→ What the task requires:
Check each line for the word "index" and give how many have it. Say nothing else.
** START **
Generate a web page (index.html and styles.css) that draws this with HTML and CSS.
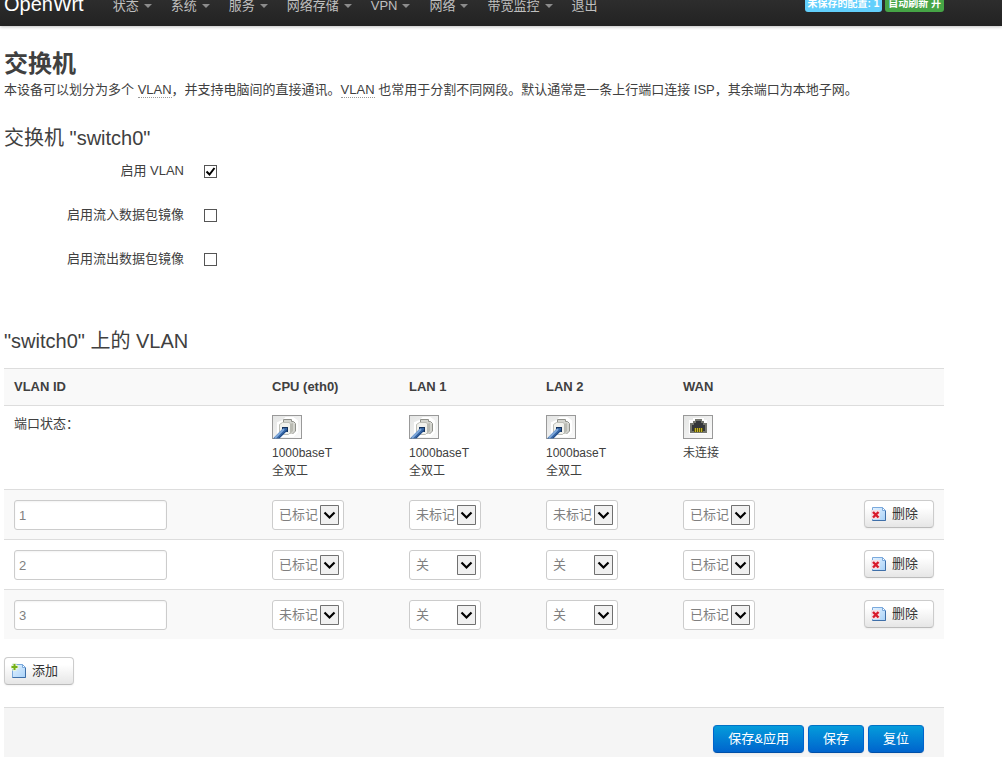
FILE: index.html
```html
<!DOCTYPE html>
<html lang="zh-CN">

<head>
  <meta charset="utf-8">
  <title>OpenWrt - 交换机</title>
  <link rel="stylesheet" href="styles.css">
</head>

<body>
  <svg class="sprite" width="0" height="0" aria-hidden="true">
    <defs>
      <linearGradient id="plate" x1="0" y1="0" x2="1" y2="1">
        <stop offset="0" stop-color="#e4e5e4" />
        <stop offset="1" stop-color="#fafafa" />
      </linearGradient>
      <linearGradient id="sheet" x1="0" y1="0" x2="1" y2="1">
        <stop offset="0" stop-color="#e4f2ff" />
        <stop offset="1" stop-color="#a9d2f8" />
      </linearGradient>
    </defs>
    <symbol id="port-up" viewBox="0 0 30 24">
      <rect x=".5" y=".5" width="29" height="23" fill="url(#plate)" stroke="#999" />
      <path d="M11 6l3-3h7l4 3v11l-4 4H9l-3-3V8z" fill="#fff" stroke="#fff" stroke-width="2" />
      <path d="M12 7V5h7l1 2h2l1 2v7l-3 3h-3z" fill="#d3d4ce" />
      <path d="M11.500 7V4.500h8v2h2l2 2V16l-3 3" fill="none" stroke="#8f908a" />
      <path d="M7.500 9.500l3-2h7l1 2v8l-2 2h-7l-2-2z" fill="#f1f1ec" stroke="#bdbeb7" />
      <path d="M18 9l3-1v8l-3 3z" fill="#b9bab2" />
      <rect x="10" y="12" width="6" height="5" fill="#14325c" />
      <path d="M1 23.500l9-9 2-1.500h3v3l-7.500 7.500z" fill="#3465a4" />
      <path d="M3 23l9-9" stroke="#7fa8da" stroke-width="2" />
      <path d="M7 23l8-8" stroke="#204a87" />
    </symbol>
    <symbol id="port-down" viewBox="0 0 30 24">
      <rect x=".5" y=".5" width="29" height="23" fill="url(#plate)" stroke="#999" />
      <path d="M6 5h4V3h11v2h3v14H6z" fill="#fff" />
      <path d="M7 8h3V6h2V4h7v2h2v2h3v10H7z" fill="#74766e" />
      <path d="M9 10h2V8h2V6h5v2h2v2h2v6H9z" fill="#34373a" />
      <path d="M11 13h9v4h-9z" fill="#5c560c" />
      <path d="M12.500 13v4M14.500 13v4M16.500 13v4M18.500 13v4" stroke="#c4b32a" />
    </symbol>
    <symbol id="del" viewBox="0 0 16 16">
      <path d="M1.500 1.500h10l3 3v10h-13z" fill="url(#sheet)" stroke="#7aa9dc" />
      <path d="M1.500 14.500h13v-10" fill="none" stroke="#3f6fa8" />
      <path d="M11.500 1.500v3h3z" fill="#fff" stroke="#7aa9dc" />
      <rect x="0" y="4" width="9" height="9" rx="1" fill="#f3e0e8" />
      <path d="M2 6l5.500 5.500M7.500 6L2 11.500" stroke="#d8192c" stroke-width="2.400" />
    </symbol>
    <symbol id="add" viewBox="0 0 16 16">
      <path d="M1.500 1.500h10l3 3v10h-13z" fill="url(#sheet)" stroke="#7aa9dc" />
      <path d="M1.500 14.500h13v-10" fill="none" stroke="#3f6fa8" />
      <path d="M11.500 1.500v3h3z" fill="#fff" stroke="#7aa9dc" />
      <path d="M3.500 0v8M0 4h7.500" stroke="#e9f5d8" stroke-width="4" />
      <path d="M3.500 1v6M.5 4h6" stroke="#73b017" stroke-width="2" />
    </symbol>
  </svg>

  <header class="topbar">
    <div class="container topbar-inner">
      <a class="brand" href="#">OpenWrt</a>
      <nav class="nav">
        <a class="menu" href="#">状态</a>
        <a class="menu" href="#">系统</a>
        <a class="menu" href="#">服务</a>
        <a class="menu" href="#">网络存储</a>
        <a class="menu" href="#">VPN</a>
        <a class="menu" href="#">网络</a>
        <a class="menu" href="#">带宽监控</a>
        <a href="#">退出</a>
      </nav>
      <div class="indicators">
        <a class="label notice" href="#">未保存的配置: 1</a>
        <a class="label success" href="#">自动刷新 开</a>
      </div>
    </div>
  </header>

  <main class="container">
    <form onsubmit="return false">
      <h2>交换机</h2>
      <p class="descr">本设备可以划分为多个 <abbr>VLAN</abbr>，并支持电脑间的直接通讯。<abbr>VLAN</abbr> 也常用于分割不同网段。默认通常是一条上行端口连接 ISP，其余端口为本地子网。</p>

      <section class="options">
        <h3>交换机 "switch0"</h3>
        <div class="field">
          <label for="enable-vlan">启用 VLAN</label>
          <input type="checkbox" id="enable-vlan" checked>
        </div>
        <div class="field">
          <label for="mirror-rx">启用流入数据包镜像</label>
          <input type="checkbox" id="mirror-rx">
        </div>
        <div class="field">
          <label for="mirror-tx">启用流出数据包镜像</label>
          <input type="checkbox" id="mirror-tx">
        </div>
      </section>

      <section>
        <h3>"switch0" 上的 VLAN</h3>
        <table class="vlans">
          <colgroup>
            <col class="col-id">
            <col class="col-port">
            <col class="col-port">
            <col class="col-port">
            <col class="col-port">
            <col>
          </colgroup>
          <thead>
            <tr>
              <th>VLAN ID</th>
              <th>CPU (eth0)</th>
              <th>LAN 1</th>
              <th>LAN 2</th>
              <th>WAN</th>
              <th></th>
            </tr>
          </thead>
          <tbody>
            <tr class="status">
              <td>端口状态：</td>
              <td><div class="port"><svg><use href="#port-up" /></svg>1000baseT<br>全双工</div></td>
              <td><div class="port"><svg><use href="#port-up" /></svg>1000baseT<br>全双工</div></td>
              <td><div class="port"><svg><use href="#port-up" /></svg>1000baseT<br>全双工</div></td>
              <td><div class="port"><svg><use href="#port-down" /></svg>未连接</div></td>
              <td></td>
            </tr>
            <tr>
              <td><input type="text" value="1" aria-label="VLAN ID"></td>
              <td><select aria-label="CPU (eth0)"><option>关</option><option>未标记</option><option selected>已标记</option></select></td>
              <td><select aria-label="LAN 1"><option>关</option><option selected>未标记</option><option>已标记</option></select></td>
              <td><select aria-label="LAN 2"><option>关</option><option selected>未标记</option><option>已标记</option></select></td>
              <td><select aria-label="WAN"><option>关</option><option>未标记</option><option selected>已标记</option></select></td>
              <td class="remove"><button class="btn" type="button"><svg><use href="#del" /></svg>删除</button></td>
            </tr>
            <tr>
              <td><input type="text" value="2" aria-label="VLAN ID"></td>
              <td><select aria-label="CPU (eth0)"><option>关</option><option>未标记</option><option selected>已标记</option></select></td>
              <td><select aria-label="LAN 1"><option selected>关</option><option>未标记</option><option>已标记</option></select></td>
              <td><select aria-label="LAN 2"><option selected>关</option><option>未标记</option><option>已标记</option></select></td>
              <td><select aria-label="WAN"><option>关</option><option>未标记</option><option selected>已标记</option></select></td>
              <td class="remove"><button class="btn" type="button"><svg><use href="#del" /></svg>删除</button></td>
            </tr>
            <tr>
              <td><input type="text" value="3" aria-label="VLAN ID"></td>
              <td><select aria-label="CPU (eth0)"><option>关</option><option selected>未标记</option><option>已标记</option></select></td>
              <td><select aria-label="LAN 1"><option selected>关</option><option>未标记</option><option>已标记</option></select></td>
              <td><select aria-label="LAN 2"><option selected>关</option><option>未标记</option><option>已标记</option></select></td>
              <td><select aria-label="WAN"><option>关</option><option>未标记</option><option selected>已标记</option></select></td>
              <td class="remove"><button class="btn" type="button"><svg><use href="#del" /></svg>删除</button></td>
            </tr>
          </tbody>
        </table>
        <button class="btn" type="button"><svg><use href="#add" /></svg>添加</button>
      </section>

      <div class="actions">
        <button class="btn primary" type="submit">保存&amp;应用</button>
        <button class="btn primary" type="submit">保存</button>
        <button class="btn primary" type="reset">复位</button>
      </div>
    </form>
  </main>
</body>

</html>
```
FILE: styles.css
```css
* {
  box-sizing: border-box;
}

body {
  margin: 0;
  background: #fff;
  color: #404040;
  font: 13px/18px "Liberation Sans", "Noto Sans CJK SC", sans-serif;
}

h2,
h3,
p {
  margin: 0;
}

input,
select,
button {
  font: inherit;
}

.sprite {
  display: block;
}

.container {
  max-width: 944px;
  padding-left: 4px;
}

/* top bar, partly scrolled out of view */
.topbar {
  height: 40px;
  margin-top: -14px;
  background: linear-gradient(#333, #222);
  box-shadow: 0 1px 3px rgba(0, 0, 0, .25);
}

.topbar-inner {
  display: flex;
  line-height: 20px;
}

.topbar a {
  text-decoration: none;
}

.brand {
  padding: 8px 19px 12px 0;
  color: #fff;
  font-size: 20px;
}

.nav {
  display: flex;
}

.nav a {
  padding: 10px;
  color: #bfbfbf;
}

.menu::after {
  content: "";
  display: inline-block;
  margin-left: 5px;
  border: 4px solid transparent;
  border-top-color: #8c8c8c;
  border-bottom: 0;
  margin-right: -1px;
  vertical-align: 2px;
}

.indicators {
  display: flex;
  align-self: flex-start;
  gap: 3px;
  margin-left: auto;
  padding-top: 9px;
}

.label {
  padding: 1px 3px;
  border-radius: 3px;
  color: #fff;
  font-size: 10px;
  font-weight: bold;
  line-height: 15px;
}

.notice {
  background: #62cffc;
}

.success {
  background: #46a546;
}

main {
  padding-top: 21px;
}

h2 {
  font-size: 24px;
  line-height: 34px;
}

h3 {
  font-size: 20px;
  font-weight: normal;
  line-height: 36px;
}

abbr {
  border-bottom: 1px dotted #999;
}

.options {
  margin: 21px 0 22px;
  padding-bottom: 13px;
}

.field {
  display: flex;
  align-items: center;
  gap: 20px;
  height: 44px;
  padding-bottom: 14px;
}

.field label {
  width: 180px;
  text-align: right;
}

input[type=checkbox] {
  appearance: none;
  width: 13px;
  height: 13px;
  margin: 0;
  border: 1px solid #555;
  background: #fff;
}

input[type=checkbox]:checked {
  background: url("data:image/svg+xml,%3Csvg xmlns='http://www.w3.org/2000/svg' width='11' height='11'%3E%3Cpath d='M1.500 5.500l3 3L9.500 2' fill='none' stroke='%23000' stroke-width='2'/%3E%3C/svg%3E");
}

.vlans {
  width: 100%;
  margin: 9px 0 18px;
  border-collapse: separate;
  border-spacing: 0;
  table-layout: fixed;
}

.col-id {
  width: 258px;
}

.col-port {
  width: 137px;
}

.vlans th,
.vlans td {
  padding: 9px 10px;
  border-top: 1px solid #ddd;
  text-align: left;
  vertical-align: top;
}

.vlans td {
  padding-top: 10px;
}

.vlans .status td {
  padding-top: 9px;
}

.vlans th,
.vlans tbody tr:nth-child(even) td {
  background: #f9f9f9;
}

.vlans .remove {
  text-align: right;
}

.port {
  font-size: 12px;
}

.port svg {
  display: block;
  width: 30px;
  height: 24px;
  margin-bottom: 5px;
}

input[type=text],
select {
  display: block;
  height: 30px;
  border: 1px solid #ccc;
  border-radius: 3px;
  color: #808080;
  background-color: #fff;
}

input[type=text] {
  width: 153px;
  padding: 4px;
  box-shadow: inset 0 1px 2px rgba(0, 0, 0, .05);
}

select {
  appearance: none;
  width: 72px;
  padding: 0 24px 0 6px;
  background-image: url("data:image/svg+xml,%3Csvg xmlns='http://www.w3.org/2000/svg' width='19' height='20'%3E%3Cpath d='M.5.5h18v19H.5z' fill='%23f0f0f0' stroke='%23707070'/%3E%3Cpath d='M4.500 7.500l5 5 5-5' fill='none' stroke='%23000' stroke-width='2.200'/%3E%3C/svg%3E");
  background-repeat: no-repeat;
  background-position: right 4px center;
}

.btn {
  display: inline-flex;
  align-items: center;
  height: 28px;
  padding: 0 15px 0 6px;
  border: 1px solid #ccc;
  border-bottom-color: #bbb;
  border-radius: 4px;
  background: linear-gradient(#fff, #fff 25%, #e6e6e6);
  box-shadow: 0 1px 2px rgba(0, 0, 0, .05);
  color: #333;
}

.btn svg {
  width: 16px;
  height: 16px;
  margin-right: 5px;
}

.actions {
  display: flex;
  justify-content: flex-end;
  gap: 4px;
  margin-top: 22px;
  padding: 17px 20px 18px;
  border-top: 1px solid #ddd;
  background: #f5f5f5;
}

.primary {
  padding: 0 14px;
  border-color: #0072c6 #0064cd #0050a8;
  background: linear-gradient(#049cdb, #0064cd);
  color: #fff;
}
```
** END **
→ Output of the exercise:
2